The few time I've asked for the controls or been shown them, there hasn't appeared to be any way to fine-tune this, just a couple of aspect-ratio choices, of which we're watching the supposedly "best" one, but to me looks awful. (I've got an HD tube TV and use it only for DVDs; its aspect-ratio settings look great: circles are circles!) Am I seeing things, or are my friends in denial about their shiny new boxes? If I'm right, what's wrong with these flat panel gismos, anyway?
posted by dpcoffin to Media & Arts (18 answers total) 3 users marked this as a favorite
 
Widescreen displays have a mode called "stretch" or something similar. It's intended to take a 4:3 image and stretch it to fill all available space on a 16:9 screen. The result is what you're describing. There is a setting somewhere in the config menus that lets you turn it off. Some people aren't bothered by it. It drives me nuts.
posted by pandanom at 12:10 PM on April 16, 2008


They're probably watching older "full frame" DVDs -- full frame is in quotes because it represents the old TV frame, not the aspect ratio of the new widescreen TVs. Specifically, a DVD needs to be a widescreen DVD.

Because those old "full frame" DVDs use the old 4:3 ratio, they look stretched when watched on a widescreen TV, unless you change the apect ratio setting to 4:3 on the TV. There are then black bars around the sides of the image. Some people prefer the stretched widescreen look to the "windowboxed" look, so they just leave their TV on fullscreen all the time.

Most newer DVDs are widescreen, and should indeed look normal on all HDTVs as long as the DV player and TV are set up. Still, some "full frame" DVDs are sold; the trick is just to avoid those.
posted by I EAT TAPAS at 12:14 PM on April 16, 2008


Er, I meant to say they leave their TV on widescreen all the time, even when there's a 4:3 source.
posted by I EAT TAPAS at 12:15 PM on April 16, 2008


I'm guessing at two possibilities: first, their DVD players are in 4:3 mode, and the TV is stretching that to 16:9 (making things more squat); or second, they're stretching 1.85:1 or 2.35:1 content to fill their 1.78:1 screens (this ought to cause things to be taller, not squatter).

A properly-configured DVD player (or set-top box) into a properly-configured 16:9 screen should show no distortion.
posted by uncleozzy at 12:15 PM on April 16, 2008


Response by poster: I'm definitely not talking about the extreme effect of "FF" (4:3) dvds being incorrectly shown in "WS" (16:9) mode, to use Blockbuster's terminology. I mean WS disks looking even wider and shorter (subtle, but obvious to me) when seen on a flat panel.
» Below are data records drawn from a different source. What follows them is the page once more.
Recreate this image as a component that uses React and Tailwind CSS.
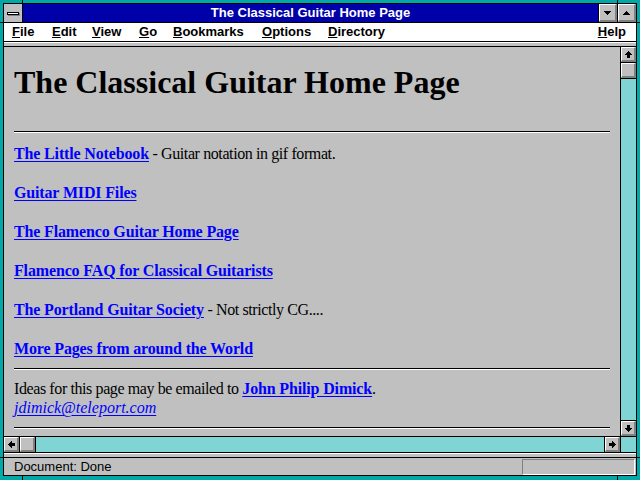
import React from 'react';

const dither = 'bg-[#80d4d4]';

// little pixel arrow used on the scroll buttons
const Arrow = ({ dir }) => {
  const rot = {
    up: '',
    right: 'rotate-90',
    down: 'rotate-180',
    left: '-rotate-90',
  }[dir];
  return (
    <svg width="7" height="7" viewBox="0 0 7 7" className={rot} shapeRendering="crispEdges">
      <rect x="3" y="0" width="1" height="1" fill="black" />
      <rect x="2" y="1" width="3" height="1" fill="black" />
      <rect x="1" y="2" width="5" height="1" fill="black" />
      <rect x="0" y="3" width="7" height="1" fill="black" />
      <rect x="2" y="4" width="3" height="3" fill="black" />
    </svg>
  );
};

const Tri = ({ up }) => (
  <svg width="7" height="4" viewBox="0 0 7 4" className={up ? 'rotate-180' : ''} shapeRendering="crispEdges">
    <rect x="0" y="0" width="7" height="1" fill="black" />
    <rect x="1" y="1" width="5" height="1" fill="black" />
    <rect x="2" y="2" width="3" height="1" fill="black" />
    <rect x="3" y="3" width="1" height="1" fill="black" />
  </svg>
);

const Btn = ({ className = '', children }) => (
  <div
    className={`flex items-center justify-center bg-[#c0c0c0] border-t border-l border-white border-r-2 border-b-2 border-r-[#808080] border-b-[#808080] ${className}`}
  >
    {children}
  </div>
);

const Hr = ({ className = '' }) => (
  <div className={`h-[2px] border-t border-t-black border-b border-b-white ${className}`} />
);

const menu = [
  ['F', 'ile', 'w-[40px]'],
  ['E', 'dit', 'w-[40px]'],
  ['V', 'iew', 'w-[47px]'],
  ['G', 'o', 'w-[34px]'],
  ['B', 'ookmarks', 'w-[89px]'],
  ['O', 'ptions', 'w-[66px]'],
  ['D', 'irectory', 'w-[80px]'],
];

const links = [
  ['The Little Notebook', ' - Guitar notation in gif format.'],
  ['Guitar MIDI Files', ''],
  ['The Flamenco Guitar Home Page', ''],
  ['Flamenco FAQ for Classical Guitarists', ''],
  ['The Portland Guitar Society', ' - Not strictly CG....'],
  ['More Pages from around the World', ''],
];

const link = 'font-bold text-[#0000ff] underline underline-offset-[2px] tracking-[-0.15px]';

const App = () => {
  return (
    <div className="relative w-[640px] h-[480px] bg-[#00a8a8] pt-[3px] px-[3px] pb-[4px] overflow-hidden">
      {/* frame corner notches */}
      <div className="absolute left-[22px] top-0 w-px h-[3px] bg-black" />
      <div className="absolute left-[617px] top-0 w-px h-[3px] bg-black" />
      <div className="absolute left-[22px] bottom-0 w-px h-[4px] bg-black" />
      <div className="absolute left-[617px] bottom-0 w-px h-[4px] bg-black" />
      <div className="absolute left-0 top-[22px] w-[3px] h-px bg-black" />
      <div className="absolute right-0 top-[22px] w-[3px] h-px bg-black" />
      <div className="absolute left-0 top-[457px] w-[3px] h-px bg-black" />
      <div className="absolute right-0 top-[457px] w-[3px] h-px bg-black" />

      <div className="flex flex-col h-full border border-black bg-[#c0c0c0] font-['Liberation_Sans',Arial,sans-serif] text-[13px]">
        {/* title bar */}
        <div className="flex h-[19px] border-b border-black">
          <div className="w-[19px] h-[18px] border-r border-black bg-[#c0c0c0] flex items-center justify-center">
            <div className="w-[12px] h-[3px] bg-white border border-black shadow-[1px_1px_0_#808080]" />
          </div>
          <div className="flex-1 bg-[#0000a8] text-white font-bold text-center leading-[18px]">
            The Classical Guitar Home Page
          </div>
          <div className="w-[19px] h-[18px] border-l border-black">
            <Btn className="h-full">
              <Tri />
            </Btn>
          </div>
          <div className="w-[19px] h-[18px] border-l border-black">
            <Btn className="h-full">
              <Tri up />
            </Btn>
          </div>
        </div>

        {/* menu bar */}
        <div className="flex h-[19px] bg-white border-b border-black pl-[8px] pr-[10px] font-bold leading-[18px] text-black">
          {menu.map(([k, rest, w]) => (
            <div key={k + rest} className={w}>
              <span className="underline underline-offset-[1px]">{k}</span>
              {rest}
            </div>
          ))}
          <div className="ml-auto">
            <span className="underline underline-offset-[1px]">H</span>elp
          </div>
        </div>

        {/* thin toolbar strip */}
        <div className="h-[5px] border-t border-white border-b border-b-black bg-[#c0c0c0]" />

        {/* main area */}
        <div className="flex h-[389px]">
          <div className="flex-1 overflow-hidden px-[10px] font-['Liberation_Serif','Times_New_Roman',serif] text-black text-[16px] leading-[19px] tracking-[-0.4px]">
            <h1 className="mt-[17px] font-bold text-[32px] leading-[37px] tracking-normal">
              The Classical Guitar Home Page
            </h1>
            <Hr className="mt-[30px]" />
            {links.map(([t, rest], i) => (
              <p key={t} className={i === 0 ? 'mt-[11px]' : 'mt-[20px]'}>
                <a className={link}>{t}</a>
                {rest}
              </p>
            ))}
            <Hr className="mt-[10px]" />
            <div className="mt-[9px] leading-[19px]">
              Ideas for this page may be emailed to{' '}
              <a className={link}>John Philip Dimick</a>.
              <br />
              <a className="italic text-[#0000ff] underline underline-offset-[2px] tracking-normal">jdimick@teleport.com</a>
            </div>
            <Hr className="mt-[10px]" />
          </div>

          {/* vertical scrollbar */}
          <div className="w-[16px] border-l border-black flex flex-col">
            <div className="h-[16px] border-b border-black">
              <Btn className="h-full">
                <Arrow dir="up" />
              </Btn>
            </div>
            <div className="h-[16px] border-b border-black">
              <Btn className="h-full" />
            </div>
            <div className={`flex-1 ${dither}`} />
            <div className="h-[16px] border-t border-black">
              <Btn className="h-full">
                <Arrow dir="down" />
              </Btn>
            </div>
          </div>
        </div>

        {/* horizontal scrollbar */}
        <div className="flex h-[17px] border-t border-b border-black">
          <div className="w-[16px] border-r border-black">
            <Btn className="h-full">
              <Arrow dir="left" />
            </Btn>
          </div>
          <div className="w-[16px] border-r border-black">
            <Btn className="h-full" />
          </div>
          <div className={`flex-1 ${dither}`} />
          <div className="w-[16px] border-l border-black">
            <Btn className="h-full">
              <Arrow dir="right" />
            </Btn>
          </div>
          <div className={`w-[16px] border-l border-black ${dither}`} />
        </div>

        <div className="h-[5px] border-t border-white border-b border-b-black bg-[#c0c0c0]" />

        {/* status bar */}
        <div className="flex h-[17px] items-start">
          <div className="pl-[10px] leading-[17px] text-black">Document: Done</div>
          <div className="ml-auto mr-px mt-px w-[113px] h-[16px] border-t border-l border-[#808080] border-r border-b border-r-white border-b-white" />
        </div>
      </div>
    </div>
  );
};

export default App;
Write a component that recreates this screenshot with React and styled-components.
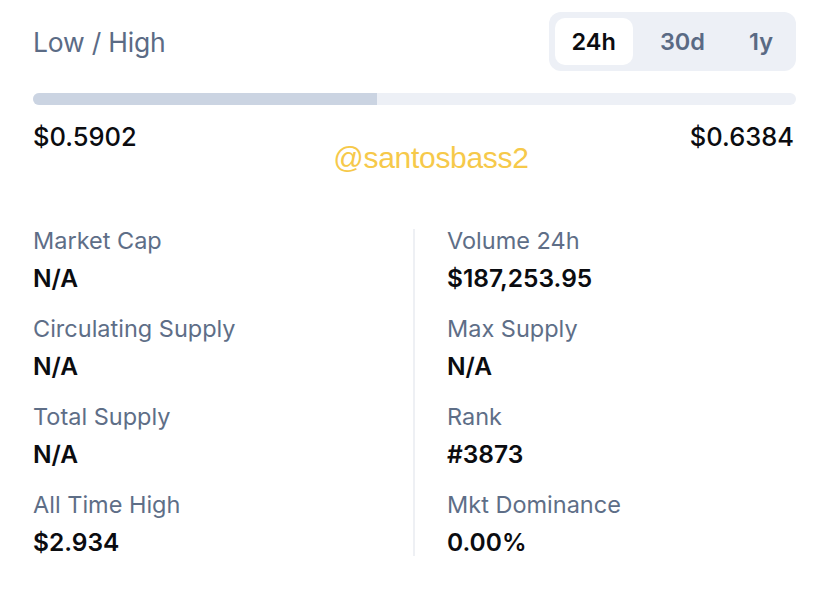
import React from 'react'
import styled, { createGlobalStyle } from 'styled-components'

const GlobalStyle = createGlobalStyle`
  html, body {
    margin: 0;
    padding: 0;
    background: #ffffff;
  }
  body {
    font-family: Inter, "Liberation Sans", sans-serif;
    -webkit-font-smoothing: antialiased;
  }
`

const Page = styled.div`
  position: relative;
  width: 828px;
  height: 599px;
  box-sizing: border-box;
  padding: 12px 32px 0 33px;
  background: #fff;
`

const Header = styled.div`
  display: flex;
  align-items: center;
  justify-content: space-between;
  height: 59px;
`

const Title = styled.div`
  font-size: 26.5px;
  color: #5b6b85;
  font-weight: 400;
  letter-spacing: -0.2px;
`

const Tabs = styled.div`
  display: flex;
  gap: 10px;
  padding: 6px;
  background: #edf0f6;
  border-radius: 12px;
`

const Tab = styled.button`
  border: 0;
  height: 47px;
  padding: 0 17px;
  border-radius: 10px;
  font-family: inherit;
  font-size: 23.5px;
  font-weight: 600;
  background: ${({ active }) => (active ? '#ffffff' : 'transparent')};
  color: ${({ active }) => (active ? '#0b0c10' : '#5a6a84')};
  cursor: pointer;
`

const Track = styled.div`
  margin-top: 22px;
  height: 12px;
  border-radius: 6px;
  background: #edf0f6;
  overflow: hidden;
`

const Fill = styled.div`
  height: 100%;
  background: #cbd4e2;
`

const PriceRow = styled.div`
  display: flex;
  justify-content: space-between;
  margin-top: 17px;
  padding-right: 2px;
  font-size: 25.5px;
  line-height: 30px;
  font-weight: 500;
  color: #0b0c10;
`

const Watermark = styled.div`
  position: absolute;
  left: 0;
  right: 0;
  top: 141px;
  padding-left: 34px;
  text-align: center;
  font-family: "Liberation Sans", Arial, sans-serif;
  font-size: 30px;
  color: #f6c94a;
  letter-spacing: -0.3px;
`

const Stats = styled.div`
  display: grid;
  grid-template-columns: 380px 1fr;
  margin-top: 77px;
`

const Column = styled.div`
  display: flex;
  flex-direction: column;
  gap: 25px;
  padding-left: ${({ divided }) => (divided ? '32px' : '0')};
  border-left: ${({ divided }) => (divided ? '2px solid #eef0f4' : 'none')};
`

const Stat = styled.div`
  display: flex;
  flex-direction: column;
  gap: 11px;
`

const Label = styled.div`
  font-size: 23.5px;
  line-height: 24px;
  color: #5e6e87;
`

const Value = styled.div`
  font-size: 24.5px;
  line-height: 28px;
  font-weight: 600;
  color: #0b0c10;
`

const left = [
  ['Market Cap', 'N/A'],
  ['Circulating Supply', 'N/A'],
  ['Total Supply', 'N/A'],
  ['All Time High', '$2.934'],
]

const right = [
  ['Volume 24h', '$187,253.95'],
  ['Max Supply', 'N/A'],
  ['Rank', '#3873'],
  ['Mkt Dominance', '0.00%'],
]

export default function App() {
  const low = 0.5902
  const high = 0.6384
  const pct = 45.1
  return (
    <>
      <GlobalStyle />
      <Page>
        <Header>
          <Title>Low / High</Title>
          <Tabs>
            <Tab active>24h</Tab>
            <Tab>30d</Tab>
            <Tab>1y</Tab>
          </Tabs>
        </Header>
        <Track>
          <Fill style={{ width: `${pct}%` }} />
        </Track>
        <PriceRow>
          <span>${low.toFixed(4)}</span>
          <span>${high.toFixed(4)}</span>
        </PriceRow>
        <Watermark>@santosbass2</Watermark>
        <Stats>
          <Column>
            {left.map(([l, v]) => (
              <Stat key={l}>
                <Label>{l}</Label>
                <Value>{v}</Value>
              </Stat>
            ))}
          </Column>
          <Column divided>
            {right.map(([l, v]) => (
              <Stat key={l}>
                <Label>{l}</Label>
                <Value>{v}</Value>
              </Stat>
            ))}
          </Column>
        </Stats>
      </Page>
    </>
  )
}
I just did some traveling and encountered this in each home I visited that had a new flat TV.

Is there some other place on most of these TVs to "properly configure" this, besides the obvious aspect-ratio controls for playing back individual disks?
posted by dpcoffin at 12:24 PM on April 16, 2008


I can only answer one of your questions: no, you're not seeing things, because I've had the same experience after shifting from a tube-based HD TV to a flat screen. It also bothers me, so I'll be watching this thread for help. As you say just above (OP) it's not a matter of so-called full screen vs. widescreen, it happens specifically with widescreen DVDs.
posted by Rain Man at 12:46 PM on April 16, 2008


I can't count the number of times I've been to people's houses and they talk about how good HD looks on their new flat panel. It turns out they just stuck the cable directly into the back of their television and they are watching the exact same channels they watched before, now all blown up and stretched. For my good friends, I'll go through and set things up right and show them some QAM channels if they have the right tuner in their television. For everyone else, I just nod "Yes" politely.
posted by AaRdVarK at 12:49 PM on April 16, 2008


As mentioned: the amount of laziness/ignorance about this in retail establishment displays (and friends' houses) is pretty astounding. There are settings on both the DVD player (or other input device) and the TV. A properly configured setup (which is not that hard, people!) will display a proper picture, free of distoration, stretchiness, egg-shaped circles, and elongated ear cartilidge.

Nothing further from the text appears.